My question is: how can we easily switch on/off multi-threading in an API, e.g., via a parameter parallel::Bool?
A workaround is of course to write two versions internally: one single-thread version if parallel=false and a Threads.@threads version otherwise. However, it seems boring to repeat the code since the only difference is the existence of Threads.@threads (we may extract the for-loop body into another function though). Is there any easy or recommended way for this purpose?

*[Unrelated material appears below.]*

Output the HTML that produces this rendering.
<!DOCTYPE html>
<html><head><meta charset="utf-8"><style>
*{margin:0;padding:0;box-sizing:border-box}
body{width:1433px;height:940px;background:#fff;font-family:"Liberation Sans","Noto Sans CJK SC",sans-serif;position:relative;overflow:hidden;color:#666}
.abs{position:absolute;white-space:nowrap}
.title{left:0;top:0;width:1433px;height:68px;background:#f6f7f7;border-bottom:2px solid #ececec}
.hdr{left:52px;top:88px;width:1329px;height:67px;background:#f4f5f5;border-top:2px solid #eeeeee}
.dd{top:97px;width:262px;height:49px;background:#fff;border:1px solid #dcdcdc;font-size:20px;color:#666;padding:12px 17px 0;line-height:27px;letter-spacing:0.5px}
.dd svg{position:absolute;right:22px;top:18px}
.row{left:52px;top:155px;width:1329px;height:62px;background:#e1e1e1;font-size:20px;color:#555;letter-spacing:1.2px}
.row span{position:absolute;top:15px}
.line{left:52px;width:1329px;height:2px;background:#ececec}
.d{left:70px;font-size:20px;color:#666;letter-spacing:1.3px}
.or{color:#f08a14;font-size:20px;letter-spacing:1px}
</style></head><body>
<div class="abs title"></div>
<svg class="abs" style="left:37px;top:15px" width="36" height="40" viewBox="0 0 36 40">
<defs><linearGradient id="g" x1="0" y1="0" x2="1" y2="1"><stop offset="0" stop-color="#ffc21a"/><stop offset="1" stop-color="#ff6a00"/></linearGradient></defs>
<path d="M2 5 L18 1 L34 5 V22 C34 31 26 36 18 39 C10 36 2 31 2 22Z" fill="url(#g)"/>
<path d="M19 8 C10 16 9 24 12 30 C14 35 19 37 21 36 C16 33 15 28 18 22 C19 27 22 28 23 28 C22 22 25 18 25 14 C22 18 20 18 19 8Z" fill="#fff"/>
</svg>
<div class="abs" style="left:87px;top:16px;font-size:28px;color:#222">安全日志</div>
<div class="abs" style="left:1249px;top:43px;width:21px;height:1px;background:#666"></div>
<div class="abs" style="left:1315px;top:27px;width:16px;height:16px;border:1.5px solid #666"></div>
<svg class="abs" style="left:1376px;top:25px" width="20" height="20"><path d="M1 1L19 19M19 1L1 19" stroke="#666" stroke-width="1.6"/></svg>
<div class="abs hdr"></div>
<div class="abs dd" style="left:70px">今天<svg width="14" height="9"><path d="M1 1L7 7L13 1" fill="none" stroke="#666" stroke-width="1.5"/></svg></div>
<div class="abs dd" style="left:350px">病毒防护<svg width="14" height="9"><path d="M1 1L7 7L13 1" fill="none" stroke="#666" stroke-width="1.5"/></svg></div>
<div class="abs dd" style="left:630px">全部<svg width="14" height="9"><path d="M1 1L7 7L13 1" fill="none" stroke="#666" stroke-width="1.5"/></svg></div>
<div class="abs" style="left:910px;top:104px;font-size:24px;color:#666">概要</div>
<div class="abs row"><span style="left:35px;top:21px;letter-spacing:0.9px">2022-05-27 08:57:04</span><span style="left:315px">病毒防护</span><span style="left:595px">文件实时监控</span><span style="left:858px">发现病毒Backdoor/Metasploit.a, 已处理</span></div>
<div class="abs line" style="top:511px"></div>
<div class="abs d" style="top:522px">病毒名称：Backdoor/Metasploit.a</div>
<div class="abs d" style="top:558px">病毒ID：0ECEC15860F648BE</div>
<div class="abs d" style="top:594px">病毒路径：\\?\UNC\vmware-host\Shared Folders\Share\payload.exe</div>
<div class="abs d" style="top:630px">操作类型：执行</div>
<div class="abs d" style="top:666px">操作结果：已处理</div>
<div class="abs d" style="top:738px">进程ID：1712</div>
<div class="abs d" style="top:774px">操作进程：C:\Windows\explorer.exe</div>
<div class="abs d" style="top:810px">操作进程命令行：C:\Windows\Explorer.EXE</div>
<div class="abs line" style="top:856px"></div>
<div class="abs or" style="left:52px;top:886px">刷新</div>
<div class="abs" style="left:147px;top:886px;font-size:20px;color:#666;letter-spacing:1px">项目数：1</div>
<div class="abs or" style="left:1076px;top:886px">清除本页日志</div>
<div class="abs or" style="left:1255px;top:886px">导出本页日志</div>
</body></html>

Related: Overhead of `Threads.@threads`

This issue was already discussed in in the thread Overhead of Threads.@threads you linked above. I was the one starting that thread and ended up implementing my own macro @threaded, that checks whether only a single thread is used. If so, it just executes the code without multithreading. Otherwise, it uses Threads.@threads, see introduce at-threaded macro wrapping Base at-threads by ranocha · Pull Request #426 · trixi-framework/Trixi.jl · GitHub. It’s not perfect but it removed some overhead for us. In particular, it removed all allocations in our use cases when using only a single thread, which is really helpful for debugging performance problems. We should probably switch to something like ThreadingUtilities.jl, CheapThreads.jl, but these packages do not have a public API yet (according to the dev docs of both).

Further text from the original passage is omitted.